begin SUPPLIED DATA
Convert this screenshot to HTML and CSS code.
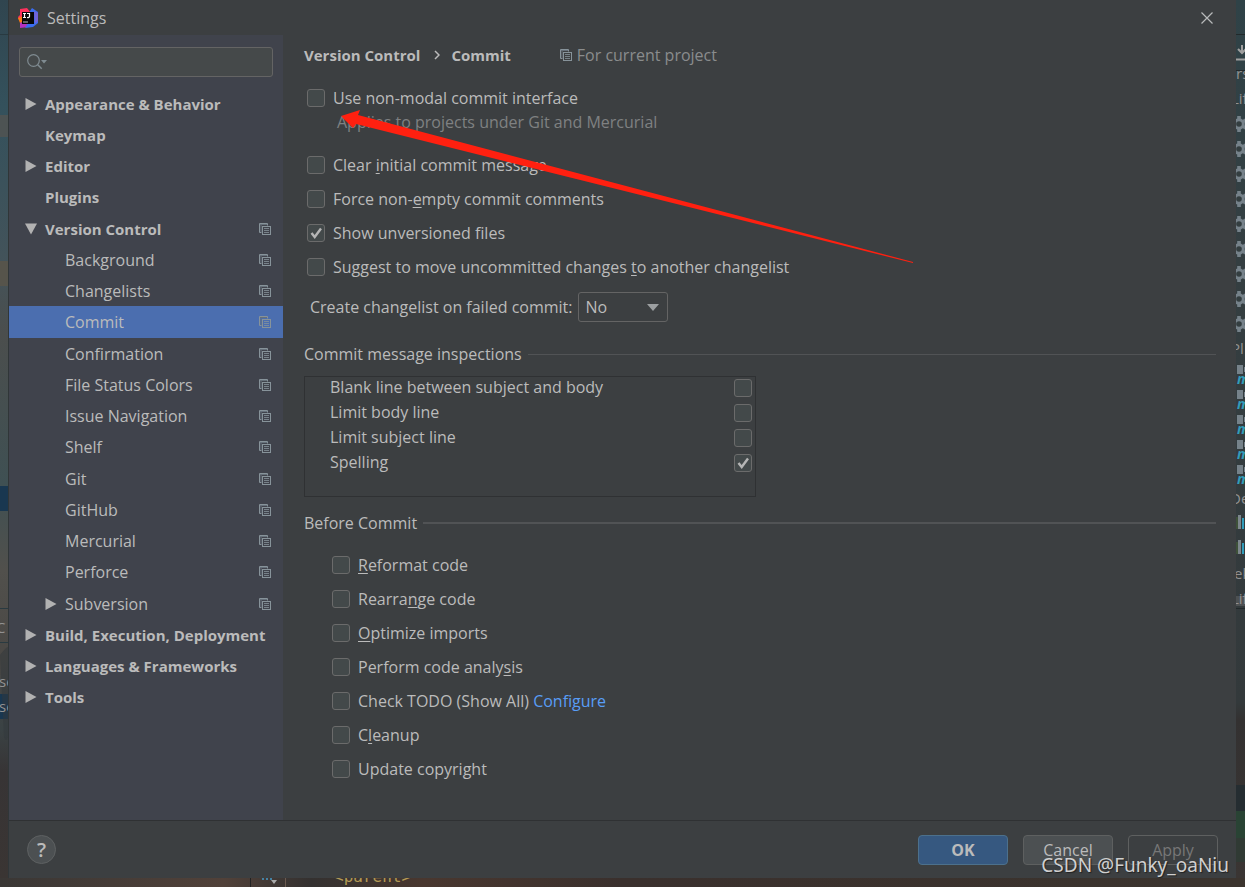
FILE: index.html
```html
<!DOCTYPE html>
<html lang="en">
<head>
<meta charset="utf-8">
<title>Settings</title>
<link rel="stylesheet" href="styles.css">
</head>
<body>
<svg class="defs" width="0" height="0" aria-hidden="true">
  <symbol id="copy" viewBox="0 0 12 12">
    <path d="M.5 9.500V.5h8v2M.5 9.500h2" fill="none" stroke="#87939a"/>
    <path d="M1 1.500h7M2 1v8" stroke="#66707a" fill="none"/>
    <rect x="3.500" y="3.500" width="8" height="8" fill="none" stroke="#87939a"/>
    <path d="M5 5.500h5M5 7.500h5M5 9.500h5" stroke="#87939a" stroke-width=".8"/>
  </symbol>
  <symbol id="right" viewBox="0 0 11 12"><path d="M0 0v12L11 6z" fill="#b2b2b2"/></symbol>
  <symbol id="down" viewBox="0 0 12 11"><path d="M0 0h12L6 11z" fill="#b2b2b2"/></symbol>
  <symbol id="gear" viewBox="0 0 16 16">
    <circle cx="8" cy="8" r="5.800" fill="#76828a"/>
    <path d="M8 0v16M1.100 4l13.800 8M1.100 12l13.800-8" stroke="#76828a" stroke-width="3.600"/>
    <circle cx="8" cy="8" r="2.800" fill="#343e40"/>
  </symbol>
  <symbol id="module" viewBox="0 0 16 19"><path d="M6 0h6v9H6zM13 2h3v5h-3z" fill="#76828a"/></symbol>
</svg>

<div class="desktop">
  <svg class="edge" aria-hidden="true">
    <defs><linearGradient id="lg" x1="0" y1="0" x2="0" y2="1">
      <stop offset="0" stop-color="#30454f"/><stop offset=".12" stop-color="#34515c"/><stop offset=".3" stop-color="#43535a"/>
      <stop offset=".38" stop-color="#4b4e4d"/><stop offset=".55" stop-color="#3f5053"/><stop offset=".65" stop-color="#51504c"/>
      <stop offset=".75" stop-color="#4a4845"/><stop offset=".83" stop-color="#3a4244"/><stop offset=".88" stop-color="#373435"/><stop offset="1" stop-color="#3a3533"/>
    </linearGradient></defs>
    <rect width="9" height="100%" fill="url(#lg)"/>
    <path d="M0 34.500h8M0 608.500h8M0 642.500h8" stroke="#293a41"/>
    <path d="M0 115h8v22H0z" fill="#4d5353"/>
    <path d="M0 261h8v25H0z" fill="#56544b"/>
    <path d="M0 486h8v25H0zM0 694h8v25H0z" fill="#193750"/>
    <path d="M0 655q6-8 8-8v90q-2 6-4 0z" fill="#32383b" opacity=".5"/>
    <text x="-4" y="633" class="ghost">C</text><text x="-1" y="687" class="ghost">se</text><text x="-1" y="712" class="ghost">se</text>
    <path d="M8.500 0v900" stroke="#303638"/>
  </svg>

  <main class="dialog">
    <header class="titlebar">
      <svg class="logo" viewBox="0 0 20 20" aria-hidden="true">
        <path d="M2 1 9 0l4 5-4 9-8-2-1-3 2-2z" fill="#fe315d"/>
        <path d="m0 10 5-2 2 6-5 1z" fill="#f97a12"/>
        <path d="m2 15 7-3 2 7-9 1z" fill="#b531bd"/>
        <path d="m12 3 2-3 6 4v11l-5 4-8 1 5-8z" fill="#3a6df0"/>
        <path d="m16 3 4 2v8l-3 3z" fill="#7163d8"/>
        <path d="M4 4h12v12H4z" fill="#080808"/>
        <path d="M5 5.500h3M6.500 5.500v4M5 9.500h3M9 5.500h3M11.500 5v3.500q0 1.200-2.500 1" fill="none" stroke="#fff" stroke-width="1.200"/>
        <path d="M5 14h5" stroke="#bbb"/>
      </svg>
      <h1 class="title">Settings</h1>
      <button class="close" aria-label="Close"><svg viewBox="0 0 12 12"><path d="m.5.5 11 11m0-11-11 11" stroke="#b8babb" stroke-width="1.200"/></svg></button>
    </header>

    <div class="content">
      <nav class="sidebar" aria-label="Settings categories">
        <label class="search">
          <svg viewBox="0 0 21 16" aria-hidden="true"><circle cx="6.500" cy="6.500" r="5.800" fill="none" stroke="#7f8b91" stroke-width="1.200"/><path d="m10.700 10.700 4 4" stroke="#7f8b91" stroke-width="1.500"/><path d="M14 6h6l-3 3.500z" fill="#7f8b91"/></svg>
          <input type="text" aria-label="Search settings">
        </label>
        <ul class="tree">
          <li class="row top"><svg class="arrow"><use href="#right"/></svg><span>Appearance &amp; Behavior</span></li>
          <li class="row top leaf"><span>Keymap</span></li>
          <li class="row top"><svg class="arrow"><use href="#right"/></svg><span>Editor</span></li>
          <li class="row top leaf"><span>Plugins</span></li>
          <li class="row top"><svg class="arrow"><use href="#down"/></svg><span>Version Control</span><svg class="copy"><use href="#copy"/></svg></li>
          <li class="row child"><span>Background</span><svg class="copy"><use href="#copy"/></svg></li>
          <li class="row child"><span>Changelists</span><svg class="copy"><use href="#copy"/></svg></li>
          <li class="row child selected"><span>Commit</span><svg class="copy"><use href="#copy"/></svg></li>
          <li class="row child"><span>Confirmation</span><svg class="copy"><use href="#copy"/></svg></li>
          <li class="row child"><span>File Status Colors</span><svg class="copy"><use href="#copy"/></svg></li>
          <li class="row child"><span>Issue Navigation</span><svg class="copy"><use href="#copy"/></svg></li>
          <li class="row child"><span>Shelf</span><svg class="copy"><use href="#copy"/></svg></li>
          <li class="row child"><span>Git</span><svg class="copy"><use href="#copy"/></svg></li>
          <li class="row child"><span>GitHub</span><svg class="copy"><use href="#copy"/></svg></li>
          <li class="row child"><span>Mercurial</span><svg class="copy"><use href="#copy"/></svg></li>
          <li class="row child"><span>Perforce</span><svg class="copy"><use href="#copy"/></svg></li>
          <li class="row branch"><svg class="arrow"><use href="#right"/></svg><span>Subversion</span><svg class="copy"><use href="#copy"/></svg></li>
          <li class="row top"><svg class="arrow"><use href="#right"/></svg><span>Build, Execution, Deployment</span></li>
          <li class="row top"><svg class="arrow"><use href="#right"/></svg><span>Languages &amp; Frameworks</span></li>
          <li class="row top"><svg class="arrow"><use href="#right"/></svg><span>Tools</span></li>
        </ul>
      </nav>

      <section class="panel">
        <div class="crumbs">
          <b>Version Control</b>
          <svg class="chevron" viewBox="0 0 6 10"><path d="m1 1 4 4-4 4" fill="none" stroke="#bbb" stroke-width="1.500"/></svg>
          <b>Commit</b>
          <span class="scope"><svg class="copy"><use href="#copy"/></svg>For current project</span>
        </div>

        <div class="modal-option">
          <label class="check"><input type="checkbox"><span>Use non-modal commit interface</span></label>
          <p class="hint">Applies to projects under Git and Mercurial</p>
        </div>
        <div class="options">
          <label class="check"><input type="checkbox"><span>Clear <u>i</u>nitial commit message</span></label>
          <label class="check"><input type="checkbox"><span>Force non-<u>e</u>mpty commit comments</span></label>
          <label class="check"><input type="checkbox" checked><span>Show unversioned files</span></label>
          <label class="check"><input type="checkbox"><span>Suggest to move uncommitted changes <u>t</u>o another changelist</span></label>
        </div>

        <div class="field">
          <label for="failed">Create changelist on failed commit:</label>
          <span class="combo">
            <select id="failed"><option>No</option><option>Yes</option><option>Ask</option></select>
            <svg viewBox="0 0 12 7" aria-hidden="true"><path d="M0 0h12L6 7z" fill="#9c9fa1"/></svg>
          </span>
        </div>

        <h2 class="section">Commit message inspections</h2>
        <div class="inspections">
          <table>
            <tr><td><label for="i1">Blank line between subject and body</label></td><td><input id="i1" type="checkbox"></td></tr>
            <tr><td><label for="i2">Limit body line</label></td><td><input id="i2" type="checkbox"></td></tr>
            <tr><td><label for="i3">Limit subject line</label></td><td><input id="i3" type="checkbox"></td></tr>
            <tr><td><label for="i4">Spelling</label></td><td><input id="i4" type="checkbox" checked></td></tr>
          </table>
        </div>

        <h2 class="section before">Before Commit</h2>
        <div class="options indented">
          <label class="check"><input type="checkbox"><span><u>R</u>eformat code</span></label>
          <label class="check"><input type="checkbox"><span>Rearra<u>n</u>ge code</span></label>
          <label class="check"><input type="checkbox"><span><u>O</u>ptimize imports</span></label>
          <label class="check"><input type="checkbox"><span>Perform code analy<u>s</u>is</span></label>
          <div class="check"><input id="todo" type="checkbox"><span><label for="todo">Check TODO (Show All)</label> <a href="#">Configure</a></span></div>
          <label class="check"><input type="checkbox"><span>C<u>l</u>eanup</span></label>
          <label class="check"><input type="checkbox"><span>Update copyright</span></label>
        </div>

        <svg class="pointer" viewBox="0 0 574 154" aria-hidden="true"><path d="M0 6 19 0l-2 5 555 147v1L15 14l-3 4z" fill="#ff2010"/></svg>
      </section>
    </div>

    <footer class="footer">
      <button class="help" aria-label="Help">?</button>
      <button class="btn primary">OK</button>
      <button class="btn">Cancel</button>
      <button class="btn" disabled>Apply</button>
    </footer>
  </main>

  <svg class="edge" aria-hidden="true">
    <defs><linearGradient id="rg" x1="0" y1="0" x2="0" y2="1">
      <stop offset="0" stop-color="#2f4247"/><stop offset=".3" stop-color="#343e41"/><stop offset=".8" stop-color="#33393b"/><stop offset=".82" stop-color="#333131"/><stop offset="1" stop-color="#3a3533"/>
    </linearGradient></defs>
    <rect width="9" height="100%" fill="url(#rg)"/>
    <path d="M0 34.500h9M0 70.500h9M0 608.500h9" stroke="#22292b"/>
    <path d="M6 45v7m-4-3 4 4 4-4" stroke="#a0a0a0" stroke-width="2" fill="none"/><path d="M0 59.500h9" stroke="#a0a0a0" stroke-width="2"/>
    <text x="0" y="79" class="ghost">rs</text><text x="-5" y="104" class="ghost">Lif</text>
    <g>
      <use href="#gear" x="-5" y="116" width="16" height="16"/><use href="#gear" x="-5" y="141" width="16" height="16"/><use href="#gear" x="-5" y="166" width="16" height="16"/>
      <use href="#gear" x="-5" y="191" width="16" height="16"/><use href="#gear" x="-5" y="216" width="16" height="16"/><use href="#gear" x="-5" y="241" width="16" height="16"/>
      <use href="#gear" x="-5" y="266" width="16" height="16"/><use href="#gear" x="-5" y="291" width="16" height="16"/><use href="#gear" x="-5" y="316" width="16" height="16"/>
    </g>
    <text x="-5" y="354" class="ghost">Pl</text>
    <g>
      <use href="#module" x="-5" y="365" width="16" height="19"/><use href="#module" x="-5" y="390" width="16" height="19"/><use href="#module" x="-5" y="415" width="16" height="19"/><use href="#module" x="-5" y="440" width="16" height="19"/><use href="#module" x="-5" y="465" width="16" height="19"/>
    </g>
    <text x="1" y="384" class="maven">m</text><text x="1" y="409" class="maven">m</text><text x="1" y="434" class="maven">m</text><text x="1" y="459" class="maven">m</text><text x="1" y="484" class="maven">m</text>
    <text x="-6" y="504" class="ghost">De</text>
    <path d="M0 517h2v12H0zM0 542h2v12H0z" fill="#3e5139"/><path d="M2 515h3v14H2zM2 540h3v14H2z" fill="#7c868c"/><path d="M6 518h2v11H6zM6 543h2v11H6z" fill="#319cba"/>
    <text x="-2" y="579" class="ghost">ek</text><path d="M0 596h9v10H0z" fill="#4d5153"/><text x="-5" y="604" class="ghost">Lif</text>
    <path d="M0 785h9v26H0z" fill="#252d31"/><path d="M0 811h9v27H0z" fill="#294334"/><path d="M0 838h9v24H0z" fill="#303a34"/>
  </svg>

  <svg class="strip" aria-hidden="true">
    <defs><linearGradient id="bg"><stop offset="0" stop-color="#3a3735"/><stop offset=".18" stop-color="#514139"/><stop offset=".25" stop-color="#343130"/><stop offset=".34" stop-color="#49372f"/><stop offset=".5" stop-color="#3a302d"/><stop offset="1" stop-color="#3b342e"/></linearGradient></defs>
    <rect width="100%" height="9" fill="url(#bg)"/>
    <path d="M250.500 0v9" stroke="#222"/><path d="M285.500 0v9" stroke="#6b5a50"/>
    <path d="M262 1h2m2 0h2m2 0h2" stroke="#4482a4" stroke-width="2"/><path d="M271 2h6l-3 4z" fill="#aaa"/>
    <text x="334" y="4" class="code">&lt;parent&gt;</text>
  </svg>
  <div class="watermark">CSDN @Funky_oaNiu</div>
</div>
</body>
</html>
```
FILE: styles.css
```css
* { box-sizing: border-box; }
body {
  margin: 0;
  background: #3a3533;
  color: #bbbbbb;
  font: 16px/24px "Open Sans", "Noto Sans", sans-serif;
}
h1, h2, p, ul { margin: 0; padding: 0; font-size: 16px; font-weight: 400; }
button, input, select { font: inherit; color: inherit; margin: 0; }
svg { display: block; flex: none; }
.defs { position: absolute; }

.desktop {
  position: relative;
  display: grid;
  grid-template-columns: 9px minmax(0, 1fr) 9px;
  grid-template-rows: 1fr 9px;
  min-height: 100vh;
}
.edge { width: 9px; height: 100%; overflow: hidden; }
.strip { grid-column: 1 / -1; width: 100%; height: 9px; overflow: hidden; }
.ghost { fill: #929292; font-size: 15px; }
.maven { fill: #319cba; font-size: 14px; font-weight: 700; font-style: italic; }
.code { fill: #b39a55; font: 16px "DejaVu Sans Mono", monospace; }

.dialog { display: flex; flex-direction: column; background: #3c3f41; }
.titlebar { display: flex; align-items: center; height: 35px; padding: 0 23px 0 9px; }
.logo { width: 20px; height: 20px; }
.title { flex: 1; margin-left: 9px; }
.close { padding: 0; border: 0; background: none; }
.close svg { width: 12px; height: 12px; }

.content { flex: 1; display: flex; }
.sidebar { flex: none; width: 274px; padding-top: 12px; background: #40434c; }
.search {
  display: flex;
  align-items: center;
  height: 30px;
  margin: 0 10px 11px;
  padding-left: 7px;
  border: 1px solid #646464;
  border-radius: 3px;
  background: #45494a;
}
.search svg { width: 21px; height: 16px; }
.search input { flex: 1; min-width: 0; border: 0; outline: 0; background: none; }
.tree { list-style: none; }
.row { display: flex; align-items: center; height: 31px; padding: 0 12px 0 16px; white-space: nowrap; }
.row:nth-child(4n) { height: 32px; }
.row span { flex: 1; }
.top, .crumbs b { font-size: 15px; font-weight: 700; }
.row.leaf { padding-left: 36px; }
.row.child { padding-left: 56px; }
.row.branch { padding-left: 36px; }
.selected { background: #4b6eaf; }
.arrow { width: 12px; height: 12px; margin-right: 8px; }
.copy { width: 12px; height: 12px; }

.panel { position: relative; flex: 1; min-width: 0; padding: 8px 20px 20px 21px; }
.crumbs { display: flex; align-items: center; }
.chevron { width: 6px; height: 10px; margin: 0 11px 0 14px; }
.scope { display: flex; align-items: center; gap: 5px; margin-left: 49px; color: #8a8c8d; }
.modal-option { padding: 19px 0 0 3px; }
.hint { padding-left: 30px; color: #7f8182; }
.options { display: flex; flex-direction: column; align-items: flex-start; gap: 10px; padding: 19px 0 0 3px; }
.indented { padding: 18px 0 0 28px; }
.check { display: flex; align-items: center; gap: 8px; }
u { text-underline-offset: 2px; }
a { color: #589df6; text-decoration: none; }

input[type="checkbox"] {
  appearance: none;
  display: block;
  flex: none;
  width: 18px;
  height: 18px;
  border: 1px solid #6b6b6b;
  border-radius: 3px;
  background: #43494a;
}
input[type="checkbox"]:checked {
  background: #43494a url('data:image/svg+xml,<svg xmlns="http://www.w3.org/2000/svg" viewBox="0 0 16 16"><path d="m3.500 8 3.200 4L13 3.500" fill="none" stroke="%23b5b5b5" stroke-width="2.400"/></svg>');
}

.field { display: flex; align-items: center; gap: 6px; padding: 13px 0 20px 6px; }
.combo { position: relative; }
.combo select {
  appearance: none;
  display: block;
  width: 90px;
  height: 30px;
  padding: 0 6px;
  border: 1px solid #646464;
  border-radius: 3px;
  background: #3c3f41;
}
.combo svg { position: absolute; right: 9px; top: 12px; width: 12px; height: 7px; pointer-events: none; }

.section { display: flex; align-items: center; gap: 6px; }
.section::after { content: ""; flex: 1; height: 1px; background: #515355; }
.before { margin-top: 14px; }
.before::after { height: 2px; }
.inspections { max-width: 452px; margin-top: 10px; padding-bottom: 19px; border: 1px solid #2f3133; }
table { width: 100%; border-collapse: collapse; line-height: 21px; }
td { height: 25px; padding: 0 3px 4px 25px; }
td:last-child { width: 46px; }

.pointer { position: absolute; left: 58px; top: 75px; width: 574px; height: 154px; pointer-events: none; }

.footer { display: flex; align-items: center; gap: 15px; height: 58px; padding: 0 18px; border-top: 1px solid #2f3133; }
.help {
  width: 29px;
  height: 29px;
  margin-right: auto;
  padding: 0;
  border: 1px solid #5e6162;
  border-radius: 50%;
  background: #4c5052;
  font-size: 20px;
  font-weight: 600;
}
.btn { width: 90px; height: 30px; padding: 0; border: 1px solid #5e6060; border-radius: 4px; background: #4c5052; }
.primary { border-color: #4c708c; background: #365880; font-weight: 700; }
.btn:disabled { background: none; color: #777777; }

.watermark {
  position: absolute;
  right: 16px;
  bottom: 10px;
  color: #d0d0d0;
  font: 19px/24px "Noto Sans", sans-serif;
  text-shadow: 1px 1px 1px #222222;
}
```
end SUPPLIED DATA
◆ DO THIS ◆
State, as a bare number, how many lines of the listing hold the word "code".

◆ ANSWER TO THE TASK ◆
6